*EXERCISE DESCRIPTION*.
Copy out every line exactly as given.

*DATA SECTION*.

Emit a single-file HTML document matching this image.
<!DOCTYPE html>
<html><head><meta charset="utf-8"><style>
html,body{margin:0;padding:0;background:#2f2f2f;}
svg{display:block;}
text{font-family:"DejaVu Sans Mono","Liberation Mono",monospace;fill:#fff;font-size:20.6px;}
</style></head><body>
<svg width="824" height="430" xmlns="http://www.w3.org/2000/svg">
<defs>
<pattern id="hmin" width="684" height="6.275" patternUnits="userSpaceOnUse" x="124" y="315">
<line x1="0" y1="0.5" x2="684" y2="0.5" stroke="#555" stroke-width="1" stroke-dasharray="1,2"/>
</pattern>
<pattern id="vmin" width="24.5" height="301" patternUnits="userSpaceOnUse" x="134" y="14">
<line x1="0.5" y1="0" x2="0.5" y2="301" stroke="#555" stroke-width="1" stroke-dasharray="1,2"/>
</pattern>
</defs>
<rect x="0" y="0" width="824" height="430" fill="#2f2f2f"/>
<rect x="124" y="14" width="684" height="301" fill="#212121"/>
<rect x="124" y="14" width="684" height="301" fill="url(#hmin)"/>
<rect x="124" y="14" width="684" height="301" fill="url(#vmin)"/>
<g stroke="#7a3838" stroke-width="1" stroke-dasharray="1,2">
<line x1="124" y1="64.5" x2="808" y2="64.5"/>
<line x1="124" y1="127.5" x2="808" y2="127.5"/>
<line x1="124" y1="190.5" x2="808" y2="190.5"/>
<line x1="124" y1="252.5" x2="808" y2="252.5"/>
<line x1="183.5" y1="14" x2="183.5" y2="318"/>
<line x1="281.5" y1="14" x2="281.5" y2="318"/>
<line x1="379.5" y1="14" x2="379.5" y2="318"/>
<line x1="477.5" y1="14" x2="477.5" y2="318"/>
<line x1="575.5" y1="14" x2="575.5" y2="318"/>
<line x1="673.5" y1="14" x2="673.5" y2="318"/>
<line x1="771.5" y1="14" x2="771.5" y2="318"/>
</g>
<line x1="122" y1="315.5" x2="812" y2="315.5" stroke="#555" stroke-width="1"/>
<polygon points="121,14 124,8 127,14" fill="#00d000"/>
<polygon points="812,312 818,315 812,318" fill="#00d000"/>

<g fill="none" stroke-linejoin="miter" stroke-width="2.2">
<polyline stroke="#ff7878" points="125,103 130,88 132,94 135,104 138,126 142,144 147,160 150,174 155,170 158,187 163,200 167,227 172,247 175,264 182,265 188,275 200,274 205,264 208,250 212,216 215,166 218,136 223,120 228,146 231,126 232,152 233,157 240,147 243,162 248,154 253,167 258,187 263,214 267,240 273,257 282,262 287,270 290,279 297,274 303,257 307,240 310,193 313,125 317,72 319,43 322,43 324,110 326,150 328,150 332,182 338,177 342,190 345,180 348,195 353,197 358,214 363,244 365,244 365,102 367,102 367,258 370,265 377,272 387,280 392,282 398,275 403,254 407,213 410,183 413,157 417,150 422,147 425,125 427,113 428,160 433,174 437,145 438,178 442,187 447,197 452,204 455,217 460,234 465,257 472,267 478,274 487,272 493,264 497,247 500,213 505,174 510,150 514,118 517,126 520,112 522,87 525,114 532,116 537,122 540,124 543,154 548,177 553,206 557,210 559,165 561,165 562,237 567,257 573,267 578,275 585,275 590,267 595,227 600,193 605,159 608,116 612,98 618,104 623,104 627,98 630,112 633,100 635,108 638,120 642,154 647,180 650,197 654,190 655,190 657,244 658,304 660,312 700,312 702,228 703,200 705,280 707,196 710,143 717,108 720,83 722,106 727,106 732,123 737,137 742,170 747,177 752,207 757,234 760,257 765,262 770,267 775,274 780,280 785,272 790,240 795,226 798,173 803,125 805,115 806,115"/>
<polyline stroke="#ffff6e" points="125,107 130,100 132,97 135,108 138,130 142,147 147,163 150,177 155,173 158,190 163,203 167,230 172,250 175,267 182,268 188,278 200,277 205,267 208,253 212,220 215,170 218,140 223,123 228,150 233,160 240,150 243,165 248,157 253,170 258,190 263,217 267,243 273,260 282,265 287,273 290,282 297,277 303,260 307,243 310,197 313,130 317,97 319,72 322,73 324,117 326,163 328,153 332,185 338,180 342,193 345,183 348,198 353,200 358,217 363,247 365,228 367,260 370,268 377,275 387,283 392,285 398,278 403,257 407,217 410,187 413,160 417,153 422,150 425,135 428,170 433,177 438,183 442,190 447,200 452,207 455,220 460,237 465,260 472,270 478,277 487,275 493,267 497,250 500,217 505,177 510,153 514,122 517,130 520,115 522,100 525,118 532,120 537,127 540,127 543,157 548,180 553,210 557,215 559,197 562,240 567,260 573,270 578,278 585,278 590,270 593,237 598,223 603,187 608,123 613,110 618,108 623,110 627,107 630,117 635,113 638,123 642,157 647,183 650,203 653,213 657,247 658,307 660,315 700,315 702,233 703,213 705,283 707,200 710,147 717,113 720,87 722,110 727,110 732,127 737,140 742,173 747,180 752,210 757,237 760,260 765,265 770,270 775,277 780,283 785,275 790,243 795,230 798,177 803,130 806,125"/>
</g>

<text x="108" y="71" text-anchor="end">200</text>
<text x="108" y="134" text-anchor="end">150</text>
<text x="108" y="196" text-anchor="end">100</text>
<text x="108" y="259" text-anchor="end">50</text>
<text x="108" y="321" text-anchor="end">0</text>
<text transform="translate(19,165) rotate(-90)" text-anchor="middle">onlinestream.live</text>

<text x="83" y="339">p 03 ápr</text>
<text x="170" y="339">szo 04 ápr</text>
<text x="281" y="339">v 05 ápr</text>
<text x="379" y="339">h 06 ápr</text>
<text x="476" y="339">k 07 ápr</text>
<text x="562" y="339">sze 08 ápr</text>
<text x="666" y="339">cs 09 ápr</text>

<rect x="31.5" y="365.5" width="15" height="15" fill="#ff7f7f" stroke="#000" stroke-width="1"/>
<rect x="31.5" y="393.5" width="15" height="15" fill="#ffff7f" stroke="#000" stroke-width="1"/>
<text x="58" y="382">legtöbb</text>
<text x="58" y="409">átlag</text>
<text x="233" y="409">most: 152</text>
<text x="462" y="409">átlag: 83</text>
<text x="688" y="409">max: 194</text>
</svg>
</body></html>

*PROBLEM SOLUTION*.
Emit a single-file HTML document matching this image.
<!DOCTYPE html>
<html><head><meta charset="utf-8"><style>
html,body{margin:0;padding:0;background:#2f2f2f;}
svg{display:block;}
text{font-family:"DejaVu Sans Mono","Liberation Mono",monospace;fill:#fff;font-size:20.6px;}
</style></head><body>
<svg width="824" height="430" xmlns="http://www.w3.org/2000/svg">
<defs>
<pattern id="hmin" width="684" height="6.275" patternUnits="userSpaceOnUse" x="124" y="315">
<line x1="0" y1="0.5" x2="684" y2="0.5" stroke="#555" stroke-width="1" stroke-dasharray="1,2"/>
</pattern>
<pattern id="vmin" width="24.5" height="301" patternUnits="userSpaceOnUse" x="134" y="14">
<line x1="0.5" y1="0" x2="0.5" y2="301" stroke="#555" stroke-width="1" stroke-dasharray="1,2"/>
</pattern>
</defs>
<rect x="0" y="0" width="824" height="430" fill="#2f2f2f"/>
<rect x="124" y="14" width="684" height="301" fill="#212121"/>
<rect x="124" y="14" width="684" height="301" fill="url(#hmin)"/>
<rect x="124" y="14" width="684" height="301" fill="url(#vmin)"/>
<g stroke="#7a3838" stroke-width="1" stroke-dasharray="1,2">
<line x1="124" y1="64.5" x2="808" y2="64.5"/>
<line x1="124" y1="127.5" x2="808" y2="127.5"/>
<line x1="124" y1="190.5" x2="808" y2="190.5"/>
<line x1="124" y1="252.5" x2="808" y2="252.5"/>
<line x1="183.5" y1="14" x2="183.5" y2="318"/>
<line x1="281.5" y1="14" x2="281.5" y2="318"/>
<line x1="379.5" y1="14" x2="379.5" y2="318"/>
<line x1="477.5" y1="14" x2="477.5" y2="318"/>
<line x1="575.5" y1="14" x2="575.5" y2="318"/>
<line x1="673.5" y1="14" x2="673.5" y2="318"/>
<line x1="771.5" y1="14" x2="771.5" y2="318"/>
</g>
<line x1="122" y1="315.5" x2="812" y2="315.5" stroke="#555" stroke-width="1"/>
<polygon points="121,14 124,8 127,14" fill="#00d000"/>
<polygon points="812,312 818,315 812,318" fill="#00d000"/>

<g fill="none" stroke-linejoin="miter" stroke-width="2.2">
<polyline stroke="#ff7878" points="125,103 130,88 132,94 135,104 138,126 142,144 147,160 150,174 155,170 158,187 163,200 167,227 172,247 175,264 182,265 188,275 200,274 205,264 208,250 212,216 215,166 218,136 223,120 228,146 231,126 232,152 233,157 240,147 243,162 248,154 253,167 258,187 263,214 267,240 273,257 282,262 287,270 290,279 297,274 303,257 307,240 310,193 313,125 317,72 319,43 322,43 324,110 326,150 328,150 332,182 338,177 342,190 345,180 348,195 353,197 358,214 363,244 365,244 365,102 367,102 367,258 370,265 377,272 387,280 392,282 398,275 403,254 407,213 410,183 413,157 417,150 422,147 425,125 427,113 428,160 433,174 437,145 438,178 442,187 447,197 452,204 455,217 460,234 465,257 472,267 478,274 487,272 493,264 497,247 500,213 505,174 510,150 514,118 517,126 520,112 522,87 525,114 532,116 537,122 540,124 543,154 548,177 553,206 557,210 559,165 561,165 562,237 567,257 573,267 578,275 585,275 590,267 595,227 600,193 605,159 608,116 612,98 618,104 623,104 627,98 630,112 633,100 635,108 638,120 642,154 647,180 650,197 654,190 655,190 657,244 658,304 660,312 700,312 702,228 703,200 705,280 707,196 710,143 717,108 720,83 722,106 727,106 732,123 737,137 742,170 747,177 752,207 757,234 760,257 765,262 770,267 775,274 780,280 785,272 790,240 795,226 798,173 803,125 805,115 806,115"/>
<polyline stroke="#ffff6e" points="125,107 130,100 132,97 135,108 138,130 142,147 147,163 150,177 155,173 158,190 163,203 167,230 172,250 175,267 182,268 188,278 200,277 205,267 208,253 212,220 215,170 218,140 223,123 228,150 233,160 240,150 243,165 248,157 253,170 258,190 263,217 267,243 273,260 282,265 287,273 290,282 297,277 303,260 307,243 310,197 313,130 317,97 319,72 322,73 324,117 326,163 328,153 332,185 338,180 342,193 345,183 348,198 353,200 358,217 363,247 365,228 367,260 370,268 377,275 387,283 392,285 398,278 403,257 407,217 410,187 413,160 417,153 422,150 425,135 428,170 433,177 438,183 442,190 447,200 452,207 455,220 460,237 465,260 472,270 478,277 487,275 493,267 497,250 500,217 505,177 510,153 514,122 517,130 520,115 522,100 525,118 532,120 537,127 540,127 543,157 548,180 553,210 557,215 559,197 562,240 567,260 573,270 578,278 585,278 590,270 593,237 598,223 603,187 608,123 613,110 618,108 623,110 627,107 630,117 635,113 638,123 642,157 647,183 650,203 653,213 657,247 658,307 660,315 700,315 702,233 703,213 705,283 707,200 710,147 717,113 720,87 722,110 727,110 732,127 737,140 742,173 747,180 752,210 757,237 760,260 765,265 770,270 775,277 780,283 785,275 790,243 795,230 798,177 803,130 806,125"/>
</g>

<text x="108" y="71" text-anchor="end">200</text>
<text x="108" y="134" text-anchor="end">150</text>
<text x="108" y="196" text-anchor="end">100</text>
<text x="108" y="259" text-anchor="end">50</text>
<text x="108" y="321" text-anchor="end">0</text>
<text transform="translate(19,165) rotate(-90)" text-anchor="middle">onlinestream.live</text>

<text x="83" y="339">p 03 ápr</text>
<text x="170" y="339">szo 04 ápr</text>
<text x="281" y="339">v 05 ápr</text>
<text x="379" y="339">h 06 ápr</text>
<text x="476" y="339">k 07 ápr</text>
<text x="562" y="339">sze 08 ápr</text>
<text x="666" y="339">cs 09 ápr</text>

<rect x="31.5" y="365.5" width="15" height="15" fill="#ff7f7f" stroke="#000" stroke-width="1"/>
<rect x="31.5" y="393.5" width="15" height="15" fill="#ffff7f" stroke="#000" stroke-width="1"/>
<text x="58" y="382">legtöbb</text>
<text x="58" y="409">átlag</text>
<text x="233" y="409">most: 152</text>
<text x="462" y="409">átlag: 83</text>
<text x="688" y="409">max: 194</text>
</svg>
</body></html>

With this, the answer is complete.